Another reason Americans are growing uneasy about immigration is the perception that there are too many immigrants, including an unacceptably large number of those here without proper authority. This has given rise to the perception that U.S. territorial borders are porous, thus undermining security efforts designed to thwart the entry of terrorists. The number of undocumented immigrants is quite high (estimated to be in the range of 10 to 13 million or nearly 5% of the total U.S. population), and the total number of foreign born in the U.S. is at record highs (35 million.)
Adding to the perception problem is the fact that U.S. immigration over the past two decades has been more geographically dispersed than ever before. Historically, immigrants typically settled in the port regions of the country. Places like New York, California, Florida, Texas, and Illinois traditionally housed the vast majority of new immigrants. In recent times, however, drawn largely by employment opportunities, immigrants are settling in virtually every region of the country. Communities that just 15 years ago had relatively little experience with immigrants, today have large and growing immigrant populations.
The Church’s Response
Against this backdrop, the Church in the United States has launched a national campaign to change public attitudes toward immigrants, to create the political will for positive reforms in immigration laws and policies, and to enact laws that comport to the bishops’ principles for immigration reform.
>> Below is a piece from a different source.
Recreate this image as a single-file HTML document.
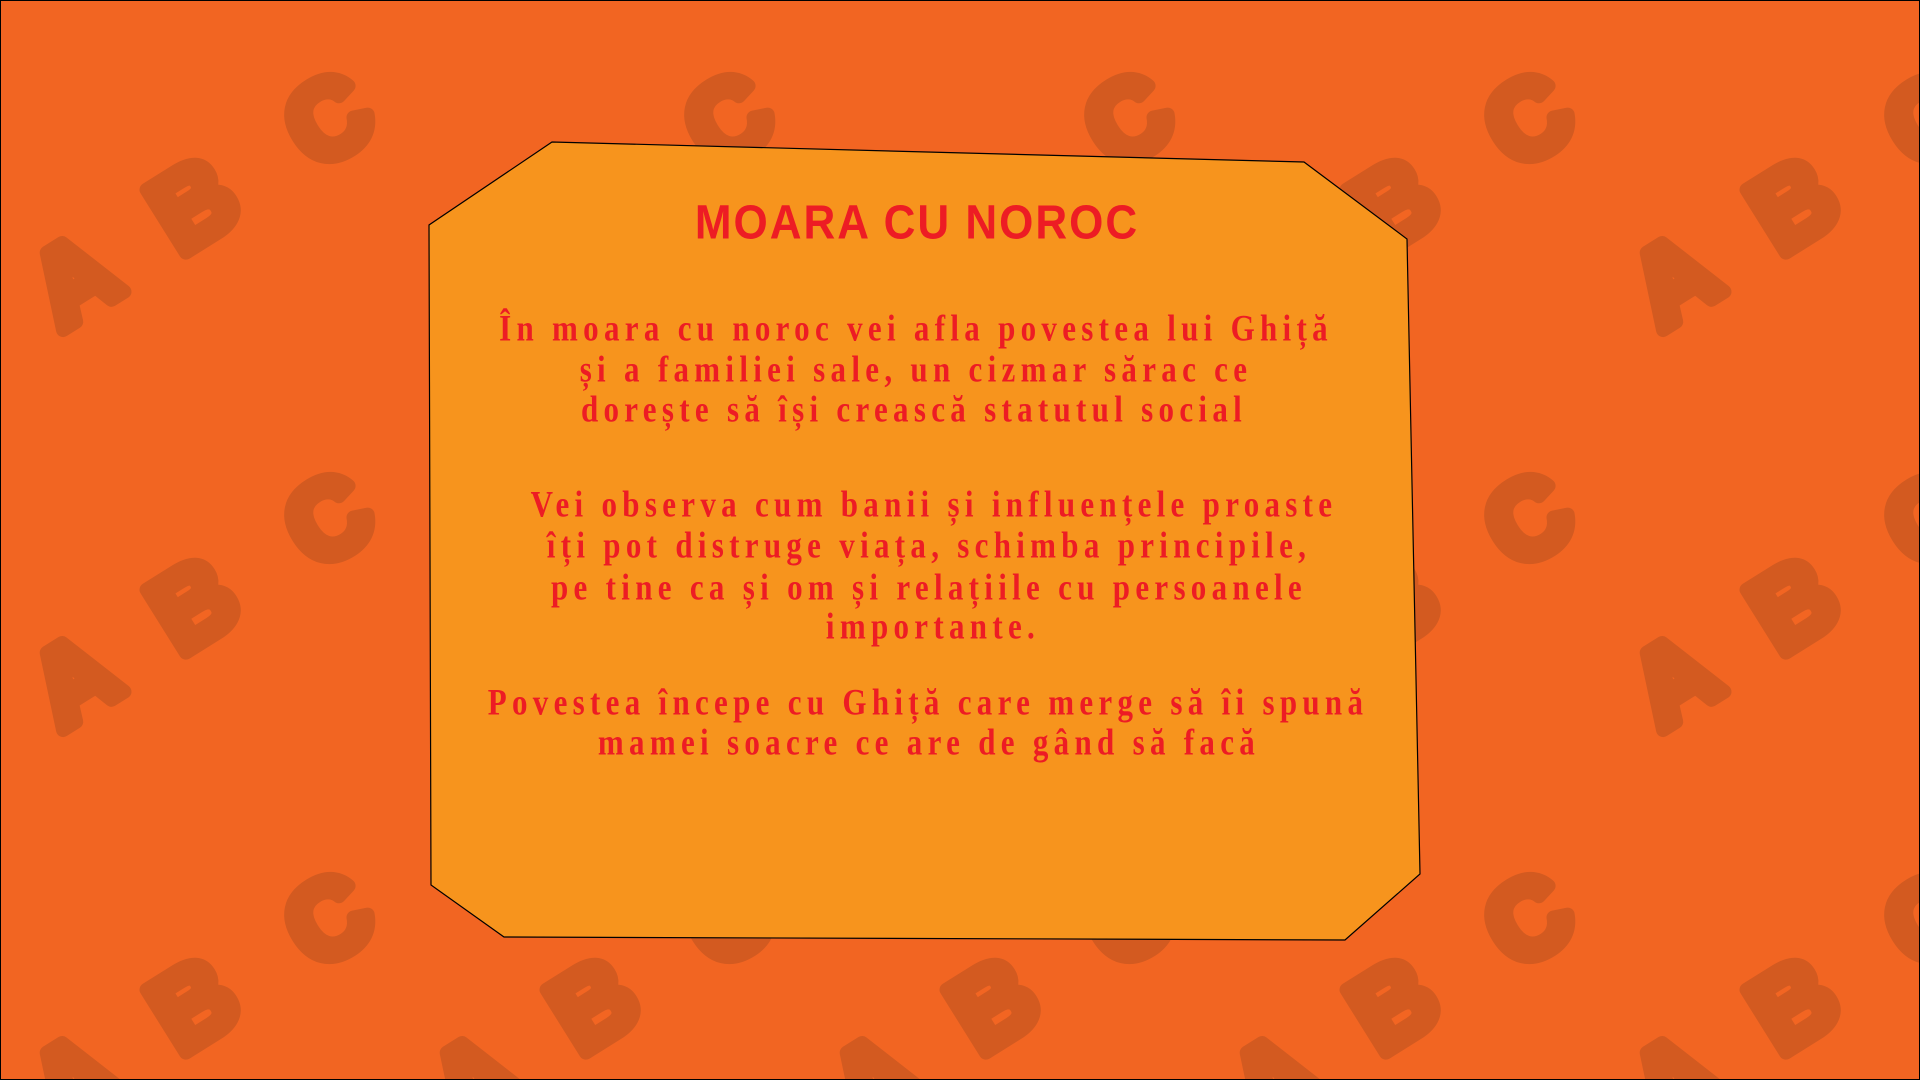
<!DOCTYPE html>
<html><head><meta charset="utf-8"><style>
html,body{margin:0;padding:0}
body{width:1920px;height:1080px;overflow:hidden;background:#F26522;position:relative;font-family:"Liberation Serif",serif}
.bg{position:absolute;left:0;top:0}
.t{position:absolute;left:0;width:0;white-space:nowrap;color:#ED1C24;font-weight:bold;font-size:31px;letter-spacing:5.3px;line-height:1}
.t span{position:absolute;transform:translate(-50%,-50%) scaleY(1.2);left:0;top:0}
.title span{font-family:"Liberation Sans",sans-serif;font-size:44px;letter-spacing:2px;transform:translate(-50%,-50%) scaleY(1.1)}
</style></head><body>
<svg class="bg" width="1920" height="1080" xmlns="http://www.w3.org/2000/svg">
<defs>
<pattern id="p" x="0" y="0" width="400" height="400" patternUnits="userSpaceOnUse">
<g fill="#D35A20" stroke="#D35A20" stroke-width="14" stroke-linejoin="round" font-family="Liberation Sans, sans-serif" font-weight="bold" font-size="108">
<text x="74" y="279" text-anchor="middle" dominant-baseline="central" transform="rotate(-32 74 279)">A</text>
<text x="193" y="204" text-anchor="middle" dominant-baseline="central" transform="rotate(-32 193 204)">B</text>
<text x="328" y="119" text-anchor="middle" dominant-baseline="central" transform="rotate(-32 328 119)">C</text>
</g>
</pattern>
</defs>
<rect width="1920" height="1080" fill="url(#p)"/>
<rect x="0.5" y="0.5" width="1919" height="1079" fill="none" stroke="#000" stroke-width="1"/>
<polygon points="552,142 1304,162 1407,239 1420,874 1345,940 504,937 431,885 429,225" fill="#F7941D" stroke="#000" stroke-width="1.2"/>
</svg>
<div class="t title" style="left:917px;top:223px"><span>MOARA CU NOROC</span></div>
<div class="t" style="left:916px;top:328px"><span>În moara cu noroc vei afla povestea lui Ghiță</span></div>
<div class="t" style="left:916px;top:369px"><span>și a familiei sale, un cizmar sărac ce</span></div>
<div class="t" style="left:914px;top:409px"><span>dorește să își crească statutul social</span></div>
<div class="t" style="left:934px;top:504px"><span>Vei observa cum banii și influențele proaste</span></div>
<div class="t" style="left:929px;top:545px"><span>îți pot distruge viața, schimba principile,</span></div>
<div class="t" style="left:929px;top:587px"><span>pe tine ca și om și relațiile cu persoanele</span></div>
<div class="t" style="left:933px;top:626px"><span>importante.</span></div>
<div class="t" style="left:928px;top:702px"><span>Povestea începe cu Ghiță care merge să îi spună</span></div>
<div class="t" style="left:929px;top:742px"><span>mamei soacre ce are de gând să facă</span></div>
</body></html>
The Justice for Immigrants Campaign was launched in May 2005 and involves a broad cross section of the Church in educational, media outreach, and grassroots lobbying efforts. This Campaign and the goals it attempts to achieve is a direct consequence of the jointly issued pastoral letter, Strangers No Longer.
In most dioceses in the country local Justice for Immigrants campaigns have been initiated and the bishops and other diocesan leaders are actively engaged. Special educational outreach to parishes has been pursued. At the national level, the bishops’ conference provides a range of resource materials to assist the diocesan efforts. An interactive website has been created that not only contains such resource materials as a comprehensive “parish kit,” but also allows communications to elected officials to be generated and sent from the site, as well as communications to media outlets. The bishops’ national staff also work with the U.S. legislative and executive branches of government to shape legislation and policies.
Although there is a growing, well-organized and well-financed, restrictionist voice, including within the Catholic community, which is at odds with the Church’s position, the Justice for Immigrants Campaign is making a difference. Public opinion polls demonstrate that if Americans, and Catholics in particular, take time to inform themselves of the bishops’ proposals for reforms, the vast majority will give their support.
So, the challenge for the Church in the United States at this critical time is to effectively reach Catholics and others in order to teach about the Christian values that should inform attitudes towards immigrants and to inform about the Church’s prescription for changing our laws and policies in ways that manifest these Christian values.